Let's talk about "The Sixth Sense." With social media, spoilers have become a much bigger part of today's movie culture. Considering how much of a surprise that movie's ending is, do you think it would get spoiled if the film was released today?
I don't know. I'd like to think it would have a similar outcome. Certainly, the recommendations would have been faster. Within 24 hours, word-of-mouth would've traveled. "How would that have been couched?" is the question. If it would've been couched with the same reserve it had back then, which was "Just go see the movie," [then people would have seen it]; that was the main way it was recommended. As opposed to, "There's a surprise ending, you won't ever guess it," then the movie would've been dead.
Before we wrap up, I wanted to ask you about "Harry Potter." I know you were offered to direct the first film.
Yeah, I was doing "Unbreakable," so I couldn't do it at the time.
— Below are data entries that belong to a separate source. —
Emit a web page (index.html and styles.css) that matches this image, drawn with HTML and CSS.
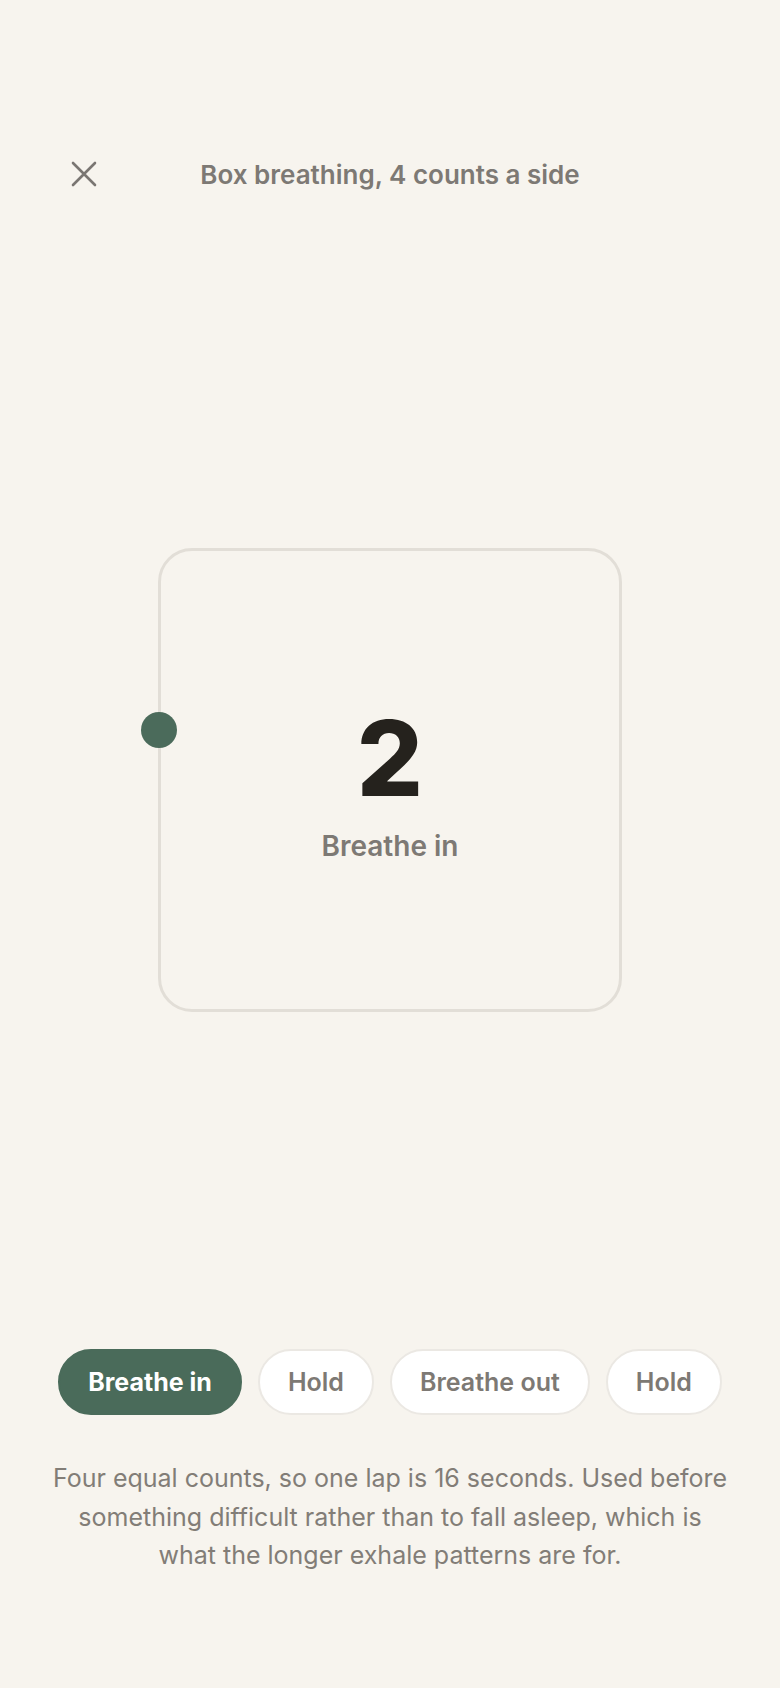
FILE: index.html
```html
<!DOCTYPE html>
<html lang="en">
<head>
<meta charset="utf-8">
<title>Box breathing</title>
<link rel="stylesheet" href="styles.css">
</head>
<body>
<div class="app">
  <header class="header">
    <button class="close" aria-label="Close">
      <svg width="26" height="26" viewBox="0 0 26 26" fill="none" stroke="currentColor" stroke-width="2.6" stroke-linecap="round"><path d="M2 2 L24 24 M24 2 L2 24"/></svg>
    </button>
    <h1 class="title">Box breathing, 4 counts a side</h1>
    <span class="spacer"></span>
  </header>
  <main class="stage">
    <div class="box">
      <span class="dot"></span>
      <div class="count">2</div>
      <div class="phase">Breathe in</div>
    </div>
  </main>
  <nav class="phases">
    <span class="chip active">Breathe in</span>
    <span class="chip">Hold</span>
    <span class="chip">Breathe out</span>
    <span class="chip">Hold</span>
  </nav>
  <p class="note">Four equal counts, so one lap is 16 seconds. Used before something difficult rather than to fall asleep, which is what the longer exhale patterns are for.</p>
</div>
</body>
</html>
```
FILE: styles.css
```css
* { box-sizing: border-box; }
html, body { margin: 0; padding: 0; }
body {
  background: #f7f4ee;
  font-family: Inter, "Noto Sans", sans-serif;
  color: #7d7974;
}
.app {
  width: 780px;
  height: 1688px;
  display: flex;
  flex-direction: column;
}
.header {
  margin-top: 148px;
  height: 52px;
  display: grid;
  grid-template-columns: 1fr auto 1fr;
  align-items: center;
}
.close {
  justify-self: start;
  margin-left: 71px;
  padding: 0;
  border: 0;
  background: none;
  color: #7a7672;
  width: 26px;
  height: 26px;
  display: flex;
}
.title {
  margin: 0;
  font-size: 26px;
  font-weight: 600;
  color: #7d7974;
  letter-spacing: 0;
}
.stage {
  padding-top: 348px;
  display: flex;
  justify-content: center;
}
.box {
  position: relative;
  width: 464px;
  height: 464px;
  border: 3px solid #e2ded7;
  border-radius: 34px;
  display: flex;
  flex-direction: column;
  align-items: center;
  justify-content: center;
  padding-top: 9px;
}
.dot {
  position: absolute;
  left: -20.5px;
  top: 161px;
  width: 36px;
  height: 36px;
  border-radius: 50%;
  background: #4b6b5b;
}
.count {
  font-size: 104px;
  font-weight: 800;
  line-height: 1;
  color: #25221d;
}
.phase {
  margin-top: 20px;
  font-size: 28px;
  font-weight: 600;
  line-height: 1.2;
  color: #7d7974;
}
.phases {
  margin-top: 337px;
  display: flex;
  justify-content: center;
  gap: 16px;
}
.chip {
  height: 66px;
  padding: 0 28px;
  border-radius: 33px;
  background: #fff;
  border: 2px solid #ebe8e3;
  display: flex;
  align-items: center;
  font-size: 25px;
  font-weight: 600;
  color: #7d7974;
}
.chip.active {
  background: #4a6b5a;
  border-color: #4a6b5a;
  color: #fff;
  font-weight: 700;
}
.note {
  margin: 44px 0 0;
  padding: 0 50px;
  text-align: center;
  font-size: 25px;
  line-height: 38.5px;
  font-weight: 400;
  color: #827d77;
}
```
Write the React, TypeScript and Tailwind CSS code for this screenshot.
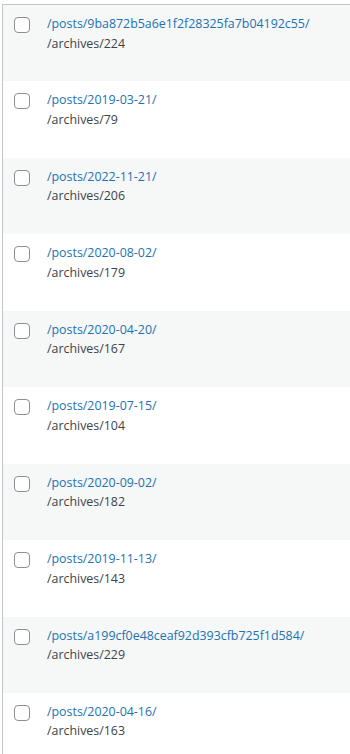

Do you have any regrets about not directing it?
There's always alternate universes to your lives. That one would've required me having to move out of the United States. That's more than a movie decision -- that's your kids, your family, your wife, everybody moving to England; you and I would not be sitting on this couch today. It would've been a real big decision. You have these colors in your mind of how you would do ["Harry Potter"], and I still have that in my mind ... I still have that version in my head, even though all eight movies have been made. It's almost not related to the series at all -- it's its own thing. Even when you brought the subject up, I was like Oh, yeah.
What was your version of "Harry Potter?
Oh, it's ... [pause]. At that time, I had all these feelings of it being dark.